SNP-AT-089I have long been drawn to the life and teachings of Francis of Assisi.  Yesterday I took some time to listen to a lecture on Francis.  It was noted in this lecture that Francis believed that nature was a trail that led to God.  His thinking was that like following footprints in the snow can lead you to the one who left the prints, if you follow the footsteps of Creation they will lead you to the Creator.  This line of thinking is consistent with what the apostle Paul wrote in Romans 1:20:  “For since the creation of the world God’s invisible qualities—his eternal power and divine nature—have been clearly seen, being understood from what has been made, so that men are without excuse.”

Francis’ belief that Creation led one to God no doubt contributed to his well-known love of nature.  It is what enabled him to write the Canticle of Brother Sun.  In this hymn Francis offers supreme praise to the “Most High, all powerful, good Lord.”  He then goes on to say, “Praised be You, My Lord, with all your creatures, especially Brother Sun…”  This is followed by praise for Sister Moon, Brother Wind, Brother Fire, Sister Water,  and Sister Mother Earth “who sustains and governs us, and produces varied fruits with colored flowers and herbs.”

In the lecture I listened to it was noted that in this hymn Francis mentions the four classical elements of nature: earth, wind, fire and water.  This could have been his way of claiming that all of Creation sings forth the glory of God.  In all that God has made we can find steps that lead us to Him.

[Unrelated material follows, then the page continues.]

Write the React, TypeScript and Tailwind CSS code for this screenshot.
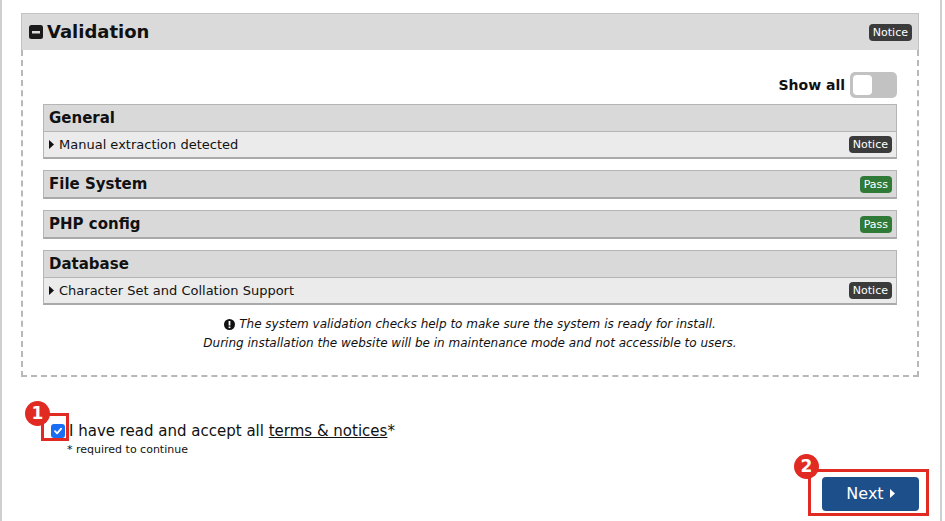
import React from "react";

const font = { fontFamily: '"DejaVu Sans", Verdana, sans-serif' };

function Caret({ className = "" }: { className?: string }) {
  return (
    <svg width="5" height="9" viewBox="0 0 5 9" className={className}>
      <path d="M0 0 L5 4.5 L0 9 Z" fill="#111" />
    </svg>
  );
}

function Badge({ kind }: { kind: "Notice" | "Pass" }) {
  const bg = kind === "Notice" ? "bg-[#3b3b3b]" : "bg-[#2f7a36]";
  return (
    <span className={`${bg} text-white text-[11px] leading-[17px] px-[4px] rounded-[4px]`}>{kind}</span>
  );
}

function Section({ title, badge, rows }: { title: string; badge?: "Pass"; rows?: { text: string; badge: "Notice" }[] }) {
  return (
    <div className="border border-[#b5b5b5] border-b-2 border-b-[#a9a9a9] bg-[#d9d9d9]">
      <div className="h-[26px] flex items-center justify-between pl-[5px] pr-[4px]">
        <span className="font-bold text-[15px] text-[#111]">{title}</span>
        {badge && <Badge kind={badge} />}
      </div>
      {rows?.map((r) => (
        <div key={r.text} className="h-[26px] border-t border-[#b5b5b5] bg-[#ebebeb] flex items-center justify-between pl-[5px] pr-[4px]">
          <span className="flex items-center gap-[5px] text-[13px] text-[#111]">
            <Caret />
            {r.text}
          </span>
          <Badge kind={r.badge} />
        </div>
      ))}
    </div>
  );
}

function NumBadge({ n }: { n: string }) {
  return (
    <div className="absolute w-[25px] h-[25px] rounded-full bg-[#e02a22] text-white font-bold text-[17px] flex items-center justify-center leading-none">
      {n}
    </div>
  );
}

export default function App() {
  return (
    <div style={font} className="w-[945px] h-[521px] bg-white overflow-hidden">
      <div className="w-[942px] h-[521px] border-l-2 border-r-2 border-[#cfcfcf] pl-[19px] pt-[13px]">
        <div className="w-[898px]">
          <div className="h-[37px] bg-[#dadada] border-t border-l border-r border-[#c3c3c3] flex items-center justify-between pl-[7px] pr-[6px]">
            <div className="flex items-center gap-[4px]">
              <svg width="14" height="14" viewBox="0 0 14 14">
                <rect x="0" y="0" width="14" height="14" rx="2.5" fill="#1a1a1a" />
                <rect x="3" y="6" width="8" height="2.5" fill="#dadada" />
              </svg>
              <span className="font-bold text-[18px] text-[#111] leading-none">Validation</span>
            </div>
            <Badge kind="Notice" />
          </div>
          <div className="border-2 border-t-0 border-dashed border-[#b8b8b8] px-[20px] pt-[22px] pb-[22px]">
            <div className="flex justify-end items-center gap-[5px] mb-[6px]">
              <span className="font-bold text-[14px] text-[#111]">Show all</span>
              <div className="w-[47px] h-[26px] rounded-[5px] bg-[#c2c2c2] flex items-center pl-[3px]">
                <div className="w-[19px] h-[20px] rounded-[4px] bg-white" />
              </div>
            </div>
            <div className="flex flex-col gap-[11px]">
              <Section title="General" rows={[{ text: "Manual extraction detected", badge: "Notice" }]} />
              <Section title="File System" badge="Pass" />
              <Section title="PHP config" badge="Pass" />
              <Section title="Database" rows={[{ text: "Character Set and Collation Support", badge: "Notice" }]} />
            </div>
            <div className="mt-[10px] text-center italic text-[12px] leading-[19px] text-[#111]">
              <div className="flex items-center justify-center gap-[4px]">
                <svg width="11" height="11" viewBox="0 0 11 11">
                  <circle cx="5.5" cy="5.5" r="5.5" fill="#111" />
                  <rect x="4.6" y="2" width="1.8" height="4.5" fill="#fff" />
                  <rect x="4.6" y="7.5" width="1.8" height="1.6" fill="#fff" />
                </svg>
                <span>The system validation checks help to make sure the system is ready for install.</span>
              </div>
              <div>During installation the website will be in maintenance mode and not accessible to users.</div>
            </div>
          </div>

          <div className="relative mt-[44px] pl-[30px]">
            <div className="relative flex items-center">
              <div className="absolute left-[-10px] top-[-8px] w-[28px] h-[28px] border-[3px] border-[#e02a22]" />
              <div className="absolute left-[-26px] top-[-20px]">
                <NumBadge n="1" />
              </div>
              <div className="relative w-[14px] h-[14px] rounded-[3px] bg-[#1a6ef5] flex items-center justify-center">
                <svg width="10" height="10" viewBox="0 0 10 10">
                  <path d="M2 5.2 L4.1 7.3 L8.2 2.6" stroke="#fff" strokeWidth="1.8" fill="none" strokeLinecap="round" strokeLinejoin="round" />
                </svg>
              </div>
              <span className="ml-[4px] text-[15px] text-[#111] leading-[20px]">
                I have read and accept all <span className="underline">terms &amp; notices</span>*
              </span>
            </div>
            <div className="ml-[16px] mt-[1px] text-[11px] text-[#111]">* required to continue</div>
          </div>

          <div className="flex justify-end mt-[10px]">
            <div className="relative mr-[-10px] border-[3px] border-[#e02a22] pl-[11px] pr-[7px] pt-[5px] pb-[2px]">
              <div className="absolute left-[-17px] top-[-18px]">
                <NumBadge n="2" />
              </div>
              <div className="w-[97px] h-[34px] rounded-[4px] bg-[#1d4f8b] text-white text-[16px] flex items-center justify-center gap-[6px]">
                Next
                <svg width="5" height="9" viewBox="0 0 5 9">
                  <path d="M0 0 L5 4.5 L0 9 Z" fill="#fff" />
                </svg>
              </div>
            </div>
          </div>
        </div>
      </div>
    </div>
  );
}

If we could somehow adopt Francis’ view of nature’s trail leading to God it would greatly enhance our spiritual journey.  We might learn to pay more attention to God’s “other book” and be drawn closer to Him.  Adopting Francis’ view would also lead us to appreciate Creation more and instill within us a desire to be better stewards of the Earth.  This twelfth century saint has much to teach those willing to learn.

–Chuck

(The image above was taken a few summers ago on the Appalachian Trail in Shenandoah National Park.)